What Honey doesn’t know is that she’s being followed by her obsessed former employer, Piejack, and her still-smitten ex-husband, Perry, with their protective and wise-beyond-his-years twelve-year-old son, Fry. And when they all arrive on Dismal Key, they don’t know the island is occupied by Sammy Tigertail, a failed alligator wrestler trying like hell to be left alone despite the Florida State coed clinging to his side.
South Florida has never been quite so hilarious as it is in this outrageous tale of one woman’s single-handed quest to eradicate greed and enforce civility in her corner of the Sunshine State.
The Enduring Seminoles: From Alligator Wrestling to Casino Gaming
by Patsy West
Drawing on interviews with many Seminoles and extending to the Seminole Tribe’s purchase of the Hard Rock Café business in 2007, The Enduring Seminoles provides a colorful social and economic history of an unconquered people.
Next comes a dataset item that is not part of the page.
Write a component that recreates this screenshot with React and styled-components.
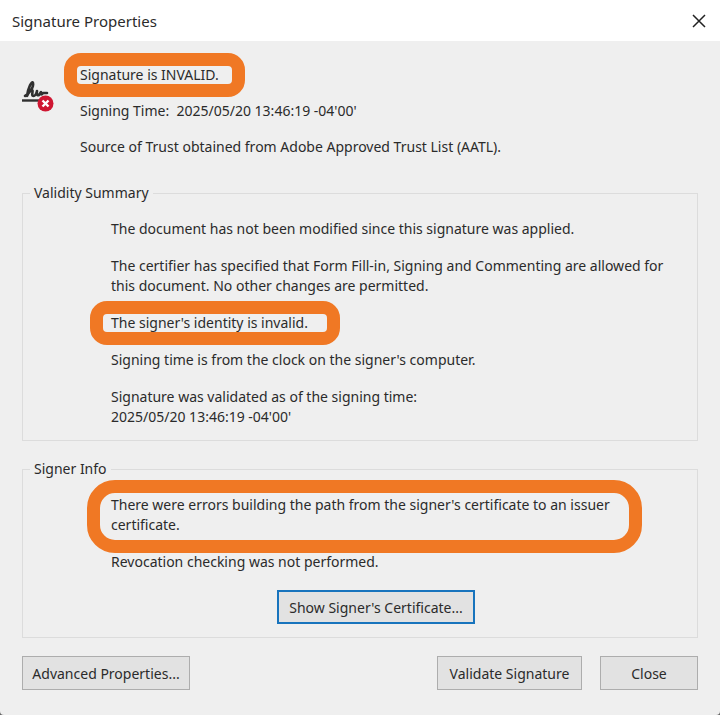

The Everglades: River of Grass
by Marjory Stoneman Douglas
Marjory Stoneman Douglas was a journalist and a pioneering environmentalist who helped defend the Florida Everglades. As a young woman, she was a writer and editor at the Miami Herald, which her father helped to establish in 1910. She became known for work in nature conservancy after her 1947 book Everglades: River of Grass was published, but it was many years later, in 1969 at age 79, when she founded the Friends of the Everglades. She was not only an advocate for the environment but also for women’s right to vote and for racial equality. In 1993, she received the Presidential Medal of Freedom. Douglas died on May 14, 1998 at the age of 108.
Trouble in the Everglades
by Lee Gramling
When Tate Barkley meet up with a man who calls himself “Gator” he doesn’t know he’s the boss of a gang of “plumers” – men who kill thousands of birds in the everglades so their pues can adorn fashionable ladies’ hats. In fact, he doesn’t even know what a “plumer” is.But he learns quick enough, and more about the rough and dangerous bunch than he ever wanted to know. When he joins up with a rich Yankee detective who’s hunting a friend that’s gone missing in the vast and watery wilderness you can be sure there’s going to be trouble in the Everglades.